YOUR GOAL:
All lines in the data bearing the string "this" should be identified and copied.

TASK DATA:
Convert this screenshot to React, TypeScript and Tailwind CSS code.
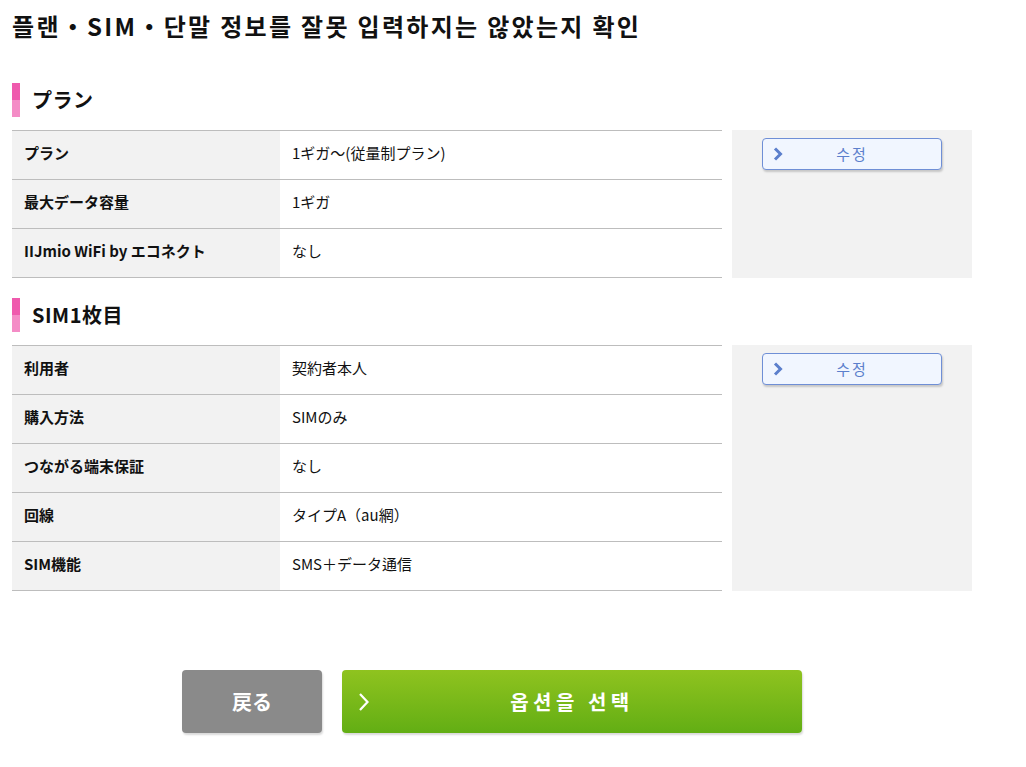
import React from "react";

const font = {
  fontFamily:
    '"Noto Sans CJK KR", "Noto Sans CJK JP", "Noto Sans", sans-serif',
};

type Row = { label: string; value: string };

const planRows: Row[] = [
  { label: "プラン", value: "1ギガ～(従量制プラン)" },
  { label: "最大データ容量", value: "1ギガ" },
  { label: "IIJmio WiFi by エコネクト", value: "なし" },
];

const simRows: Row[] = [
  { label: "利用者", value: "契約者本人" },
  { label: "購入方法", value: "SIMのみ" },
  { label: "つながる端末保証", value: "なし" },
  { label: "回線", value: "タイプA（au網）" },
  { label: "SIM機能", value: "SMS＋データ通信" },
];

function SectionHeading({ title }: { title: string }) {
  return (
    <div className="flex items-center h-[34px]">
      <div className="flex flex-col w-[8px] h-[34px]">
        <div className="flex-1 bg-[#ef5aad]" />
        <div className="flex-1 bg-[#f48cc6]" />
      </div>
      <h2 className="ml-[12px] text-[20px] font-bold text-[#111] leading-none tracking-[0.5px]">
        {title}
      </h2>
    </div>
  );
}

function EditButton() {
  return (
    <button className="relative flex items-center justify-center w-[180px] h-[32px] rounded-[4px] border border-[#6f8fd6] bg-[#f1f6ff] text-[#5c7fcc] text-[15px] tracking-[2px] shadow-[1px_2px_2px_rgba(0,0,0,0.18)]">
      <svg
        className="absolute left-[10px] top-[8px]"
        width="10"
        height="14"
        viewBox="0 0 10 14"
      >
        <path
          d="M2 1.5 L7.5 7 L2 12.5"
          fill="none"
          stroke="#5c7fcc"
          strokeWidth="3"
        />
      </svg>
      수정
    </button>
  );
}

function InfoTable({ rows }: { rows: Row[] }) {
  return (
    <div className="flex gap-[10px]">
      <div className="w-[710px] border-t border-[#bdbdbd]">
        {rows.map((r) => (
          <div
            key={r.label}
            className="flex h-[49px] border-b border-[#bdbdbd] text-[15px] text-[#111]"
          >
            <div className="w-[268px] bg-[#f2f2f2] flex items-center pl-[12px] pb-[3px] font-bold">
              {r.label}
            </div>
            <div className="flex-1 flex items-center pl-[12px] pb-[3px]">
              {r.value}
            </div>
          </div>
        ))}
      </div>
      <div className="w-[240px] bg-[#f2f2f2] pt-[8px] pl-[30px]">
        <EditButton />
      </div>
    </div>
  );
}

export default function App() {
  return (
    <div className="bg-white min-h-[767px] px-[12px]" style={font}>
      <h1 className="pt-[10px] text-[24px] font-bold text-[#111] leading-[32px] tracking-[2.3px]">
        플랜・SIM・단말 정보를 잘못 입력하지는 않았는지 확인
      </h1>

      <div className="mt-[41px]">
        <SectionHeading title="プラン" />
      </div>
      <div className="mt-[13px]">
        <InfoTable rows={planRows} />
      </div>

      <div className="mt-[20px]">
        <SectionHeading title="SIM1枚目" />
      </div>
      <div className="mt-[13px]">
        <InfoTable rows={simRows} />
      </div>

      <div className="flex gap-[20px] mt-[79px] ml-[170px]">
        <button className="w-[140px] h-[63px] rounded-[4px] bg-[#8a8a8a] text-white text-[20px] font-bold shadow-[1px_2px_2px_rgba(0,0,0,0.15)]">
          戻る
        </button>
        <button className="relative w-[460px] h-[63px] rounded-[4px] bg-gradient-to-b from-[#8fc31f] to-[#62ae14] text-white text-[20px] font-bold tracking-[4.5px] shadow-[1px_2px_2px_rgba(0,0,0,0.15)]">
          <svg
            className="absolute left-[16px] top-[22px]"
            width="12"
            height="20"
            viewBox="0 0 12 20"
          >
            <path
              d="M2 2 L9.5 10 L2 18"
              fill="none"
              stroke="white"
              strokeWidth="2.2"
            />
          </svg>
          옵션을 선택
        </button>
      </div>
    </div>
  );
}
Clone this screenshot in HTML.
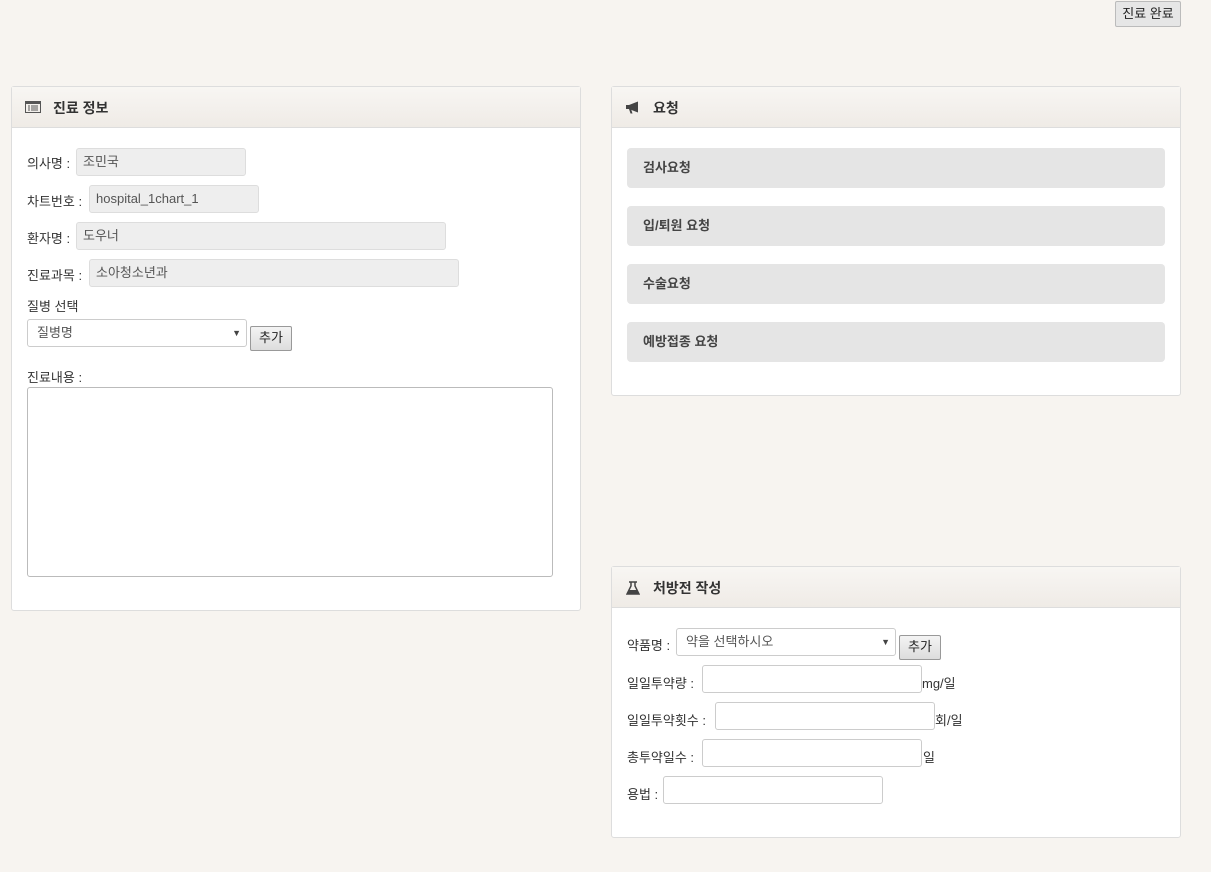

FINAL ANSWER:
Convert this screenshot to React, TypeScript and Tailwind CSS code.
Clone this screenshot in HTML.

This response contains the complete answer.